── RECORDED INFORMATION

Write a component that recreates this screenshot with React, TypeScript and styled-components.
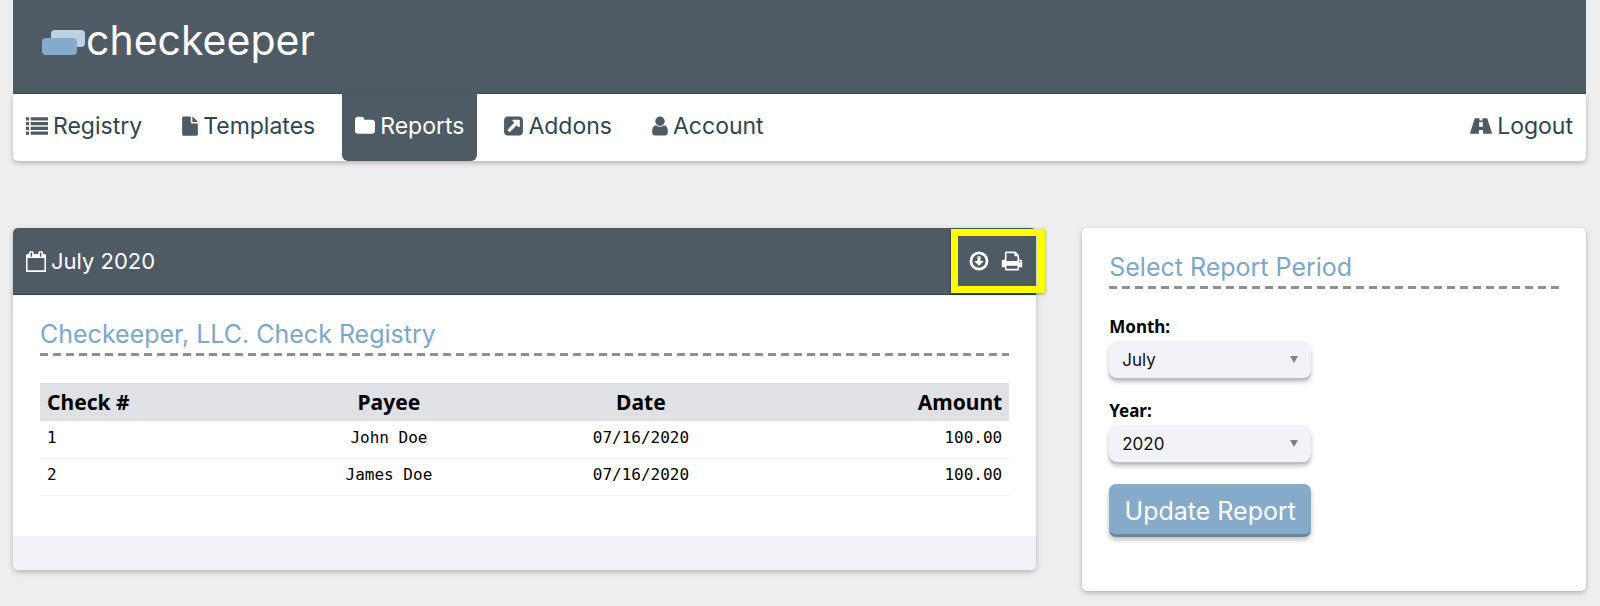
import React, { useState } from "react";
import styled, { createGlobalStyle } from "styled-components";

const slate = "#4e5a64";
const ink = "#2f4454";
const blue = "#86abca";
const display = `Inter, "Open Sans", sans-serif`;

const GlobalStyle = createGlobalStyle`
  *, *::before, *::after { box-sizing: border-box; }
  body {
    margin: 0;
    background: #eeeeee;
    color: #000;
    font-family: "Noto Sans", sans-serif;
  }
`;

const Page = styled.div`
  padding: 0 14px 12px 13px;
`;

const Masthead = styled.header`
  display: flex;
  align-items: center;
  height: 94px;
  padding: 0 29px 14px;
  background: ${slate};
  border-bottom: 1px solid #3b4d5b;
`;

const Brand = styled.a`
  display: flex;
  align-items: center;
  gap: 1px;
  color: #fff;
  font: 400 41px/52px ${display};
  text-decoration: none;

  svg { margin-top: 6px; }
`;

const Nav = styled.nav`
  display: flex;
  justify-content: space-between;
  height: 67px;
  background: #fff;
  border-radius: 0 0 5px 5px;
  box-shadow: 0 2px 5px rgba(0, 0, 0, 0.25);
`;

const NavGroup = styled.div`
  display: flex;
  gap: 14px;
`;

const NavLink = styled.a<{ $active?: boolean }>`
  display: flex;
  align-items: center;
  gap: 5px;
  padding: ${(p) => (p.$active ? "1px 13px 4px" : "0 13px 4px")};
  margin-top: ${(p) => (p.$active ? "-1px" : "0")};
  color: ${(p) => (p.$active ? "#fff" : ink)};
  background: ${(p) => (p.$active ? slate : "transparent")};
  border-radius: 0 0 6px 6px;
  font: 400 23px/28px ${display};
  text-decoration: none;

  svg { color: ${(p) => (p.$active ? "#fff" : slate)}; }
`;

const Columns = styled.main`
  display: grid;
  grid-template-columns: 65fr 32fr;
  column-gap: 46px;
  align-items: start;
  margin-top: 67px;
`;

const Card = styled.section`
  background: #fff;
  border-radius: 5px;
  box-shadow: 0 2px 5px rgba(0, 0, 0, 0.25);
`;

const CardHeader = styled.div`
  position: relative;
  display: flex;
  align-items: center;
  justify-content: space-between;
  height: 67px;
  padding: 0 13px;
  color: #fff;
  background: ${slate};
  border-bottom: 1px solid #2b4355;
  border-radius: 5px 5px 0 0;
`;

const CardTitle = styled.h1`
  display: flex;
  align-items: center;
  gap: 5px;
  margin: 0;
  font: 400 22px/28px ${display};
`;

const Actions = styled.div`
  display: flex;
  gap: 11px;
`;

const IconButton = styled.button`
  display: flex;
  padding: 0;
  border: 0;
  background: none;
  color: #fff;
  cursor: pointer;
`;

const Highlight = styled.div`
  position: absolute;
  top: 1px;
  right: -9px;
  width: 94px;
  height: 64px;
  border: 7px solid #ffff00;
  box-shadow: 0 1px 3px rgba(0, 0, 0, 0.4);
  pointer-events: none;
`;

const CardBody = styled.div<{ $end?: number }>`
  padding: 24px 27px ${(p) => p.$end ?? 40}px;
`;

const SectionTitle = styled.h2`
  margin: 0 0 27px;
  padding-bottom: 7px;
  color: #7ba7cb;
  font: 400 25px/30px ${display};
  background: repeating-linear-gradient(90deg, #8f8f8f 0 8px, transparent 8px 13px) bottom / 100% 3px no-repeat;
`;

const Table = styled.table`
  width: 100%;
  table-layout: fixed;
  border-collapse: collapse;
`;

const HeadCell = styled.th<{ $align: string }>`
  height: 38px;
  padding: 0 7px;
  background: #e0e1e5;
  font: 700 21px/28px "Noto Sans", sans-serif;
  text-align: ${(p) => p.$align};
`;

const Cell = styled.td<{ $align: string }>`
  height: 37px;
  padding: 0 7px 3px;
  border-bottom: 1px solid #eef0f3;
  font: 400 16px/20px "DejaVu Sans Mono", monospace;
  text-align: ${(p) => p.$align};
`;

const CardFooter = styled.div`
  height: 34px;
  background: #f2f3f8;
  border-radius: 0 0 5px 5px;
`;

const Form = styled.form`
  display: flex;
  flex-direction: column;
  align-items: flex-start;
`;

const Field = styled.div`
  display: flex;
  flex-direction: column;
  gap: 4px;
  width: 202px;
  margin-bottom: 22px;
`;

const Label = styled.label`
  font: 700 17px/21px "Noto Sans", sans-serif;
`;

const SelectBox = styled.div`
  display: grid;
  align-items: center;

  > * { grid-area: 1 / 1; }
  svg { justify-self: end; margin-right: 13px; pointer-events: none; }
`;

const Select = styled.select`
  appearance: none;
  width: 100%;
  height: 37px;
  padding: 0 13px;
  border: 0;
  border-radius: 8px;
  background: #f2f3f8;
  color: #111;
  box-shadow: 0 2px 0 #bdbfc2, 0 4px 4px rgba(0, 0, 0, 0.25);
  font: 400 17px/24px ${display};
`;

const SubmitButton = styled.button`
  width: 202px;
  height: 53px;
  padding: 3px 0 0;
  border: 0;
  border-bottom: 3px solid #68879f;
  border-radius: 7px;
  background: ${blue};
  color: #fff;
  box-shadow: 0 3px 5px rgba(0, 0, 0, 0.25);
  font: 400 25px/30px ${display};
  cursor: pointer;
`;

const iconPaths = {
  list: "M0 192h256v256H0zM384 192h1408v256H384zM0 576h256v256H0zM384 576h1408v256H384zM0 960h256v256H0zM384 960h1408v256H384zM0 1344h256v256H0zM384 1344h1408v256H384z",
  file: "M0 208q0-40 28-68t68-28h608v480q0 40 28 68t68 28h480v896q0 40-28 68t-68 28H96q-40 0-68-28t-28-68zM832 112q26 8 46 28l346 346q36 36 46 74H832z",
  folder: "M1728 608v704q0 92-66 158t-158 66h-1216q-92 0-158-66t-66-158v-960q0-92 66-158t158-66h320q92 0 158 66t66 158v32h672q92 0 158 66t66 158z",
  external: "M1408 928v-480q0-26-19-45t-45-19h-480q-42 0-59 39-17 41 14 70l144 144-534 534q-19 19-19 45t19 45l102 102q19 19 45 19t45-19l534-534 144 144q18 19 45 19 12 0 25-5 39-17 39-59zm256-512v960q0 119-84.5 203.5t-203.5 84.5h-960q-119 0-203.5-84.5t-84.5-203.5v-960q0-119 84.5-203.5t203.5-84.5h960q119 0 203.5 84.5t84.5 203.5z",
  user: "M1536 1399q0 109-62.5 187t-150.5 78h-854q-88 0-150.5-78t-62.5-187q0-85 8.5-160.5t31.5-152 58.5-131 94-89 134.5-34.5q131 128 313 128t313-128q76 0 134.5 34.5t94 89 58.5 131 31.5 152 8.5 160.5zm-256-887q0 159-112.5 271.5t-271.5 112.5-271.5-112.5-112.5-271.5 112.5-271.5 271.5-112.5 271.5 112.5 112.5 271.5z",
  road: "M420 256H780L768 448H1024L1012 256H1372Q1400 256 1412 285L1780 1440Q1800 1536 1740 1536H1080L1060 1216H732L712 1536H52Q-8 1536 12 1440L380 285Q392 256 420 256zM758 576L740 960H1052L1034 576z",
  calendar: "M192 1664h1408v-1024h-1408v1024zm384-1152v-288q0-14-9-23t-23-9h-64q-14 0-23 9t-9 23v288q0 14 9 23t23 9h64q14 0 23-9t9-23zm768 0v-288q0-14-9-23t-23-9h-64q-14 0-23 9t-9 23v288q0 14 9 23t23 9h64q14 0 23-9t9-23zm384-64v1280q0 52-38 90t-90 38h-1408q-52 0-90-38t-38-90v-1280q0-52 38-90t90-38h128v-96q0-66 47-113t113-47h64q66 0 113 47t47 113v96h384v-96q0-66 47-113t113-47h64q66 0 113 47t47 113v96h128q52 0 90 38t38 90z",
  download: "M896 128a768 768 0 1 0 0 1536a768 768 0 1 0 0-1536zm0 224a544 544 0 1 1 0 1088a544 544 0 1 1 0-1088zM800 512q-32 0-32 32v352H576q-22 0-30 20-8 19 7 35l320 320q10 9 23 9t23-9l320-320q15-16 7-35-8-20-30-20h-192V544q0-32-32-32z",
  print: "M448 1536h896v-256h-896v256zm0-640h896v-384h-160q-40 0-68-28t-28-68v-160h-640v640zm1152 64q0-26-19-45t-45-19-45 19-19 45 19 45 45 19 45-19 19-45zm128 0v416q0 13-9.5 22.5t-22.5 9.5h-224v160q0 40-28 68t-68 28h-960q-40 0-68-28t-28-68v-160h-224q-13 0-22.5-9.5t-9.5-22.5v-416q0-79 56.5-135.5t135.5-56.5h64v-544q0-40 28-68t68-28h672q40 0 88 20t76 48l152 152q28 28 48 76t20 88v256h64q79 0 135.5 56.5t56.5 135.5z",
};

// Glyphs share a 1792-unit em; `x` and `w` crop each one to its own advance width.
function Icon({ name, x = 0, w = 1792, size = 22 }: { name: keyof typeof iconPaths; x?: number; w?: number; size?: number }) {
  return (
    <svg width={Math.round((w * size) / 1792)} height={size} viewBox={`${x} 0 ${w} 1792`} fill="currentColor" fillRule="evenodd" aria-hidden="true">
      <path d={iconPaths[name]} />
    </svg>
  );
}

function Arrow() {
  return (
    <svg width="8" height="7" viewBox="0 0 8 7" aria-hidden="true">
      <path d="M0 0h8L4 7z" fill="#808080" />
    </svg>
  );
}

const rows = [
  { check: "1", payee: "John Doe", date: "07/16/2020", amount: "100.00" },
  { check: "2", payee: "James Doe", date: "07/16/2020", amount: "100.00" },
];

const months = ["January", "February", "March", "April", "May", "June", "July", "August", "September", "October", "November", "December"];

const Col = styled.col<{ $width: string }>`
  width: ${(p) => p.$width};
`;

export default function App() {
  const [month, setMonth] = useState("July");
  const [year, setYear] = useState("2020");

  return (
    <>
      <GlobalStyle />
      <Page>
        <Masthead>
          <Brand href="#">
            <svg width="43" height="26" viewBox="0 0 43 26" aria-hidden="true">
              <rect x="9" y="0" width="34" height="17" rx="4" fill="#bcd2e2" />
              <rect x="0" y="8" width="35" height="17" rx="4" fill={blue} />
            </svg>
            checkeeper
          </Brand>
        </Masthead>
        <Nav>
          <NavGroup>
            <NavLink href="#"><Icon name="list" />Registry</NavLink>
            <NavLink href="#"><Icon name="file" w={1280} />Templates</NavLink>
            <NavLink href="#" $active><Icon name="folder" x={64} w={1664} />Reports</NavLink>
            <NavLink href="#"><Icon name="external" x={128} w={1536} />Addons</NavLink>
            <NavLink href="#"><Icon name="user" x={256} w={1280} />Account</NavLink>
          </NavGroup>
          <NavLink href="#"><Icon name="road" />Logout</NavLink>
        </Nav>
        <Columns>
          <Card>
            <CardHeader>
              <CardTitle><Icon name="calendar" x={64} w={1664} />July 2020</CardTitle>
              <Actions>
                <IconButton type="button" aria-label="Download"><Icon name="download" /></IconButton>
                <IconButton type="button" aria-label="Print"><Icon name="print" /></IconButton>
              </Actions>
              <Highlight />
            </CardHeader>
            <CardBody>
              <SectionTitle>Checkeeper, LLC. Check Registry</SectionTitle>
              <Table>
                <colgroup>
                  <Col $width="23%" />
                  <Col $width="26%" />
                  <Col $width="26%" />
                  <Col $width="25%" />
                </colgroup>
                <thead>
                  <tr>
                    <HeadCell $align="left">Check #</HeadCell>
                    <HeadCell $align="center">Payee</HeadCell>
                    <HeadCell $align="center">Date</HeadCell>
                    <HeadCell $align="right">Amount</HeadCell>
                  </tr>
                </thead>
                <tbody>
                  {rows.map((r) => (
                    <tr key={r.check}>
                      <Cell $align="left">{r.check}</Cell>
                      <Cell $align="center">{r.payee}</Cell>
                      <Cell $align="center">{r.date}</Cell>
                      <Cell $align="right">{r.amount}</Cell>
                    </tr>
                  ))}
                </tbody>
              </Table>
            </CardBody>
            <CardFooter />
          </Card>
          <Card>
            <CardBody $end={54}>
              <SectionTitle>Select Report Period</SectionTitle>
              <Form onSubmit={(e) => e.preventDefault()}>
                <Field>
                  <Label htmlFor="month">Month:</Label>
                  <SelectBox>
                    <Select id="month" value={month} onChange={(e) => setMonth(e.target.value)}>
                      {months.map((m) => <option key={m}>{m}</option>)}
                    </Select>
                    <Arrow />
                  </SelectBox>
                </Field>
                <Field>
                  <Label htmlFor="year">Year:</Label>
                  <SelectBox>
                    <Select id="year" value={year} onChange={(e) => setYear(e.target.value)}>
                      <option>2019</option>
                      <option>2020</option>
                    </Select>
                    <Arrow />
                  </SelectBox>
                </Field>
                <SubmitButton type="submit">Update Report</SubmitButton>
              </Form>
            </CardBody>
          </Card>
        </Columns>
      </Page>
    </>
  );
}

────

#### PROBLEM DESCRIPTION
Which lines contain "components"? Copy each of them.

#### WRITTEN SOLUTION
Write a component that recreates this screenshot with React, TypeScript and styled-components.
import styled, { createGlobalStyle } from "styled-components";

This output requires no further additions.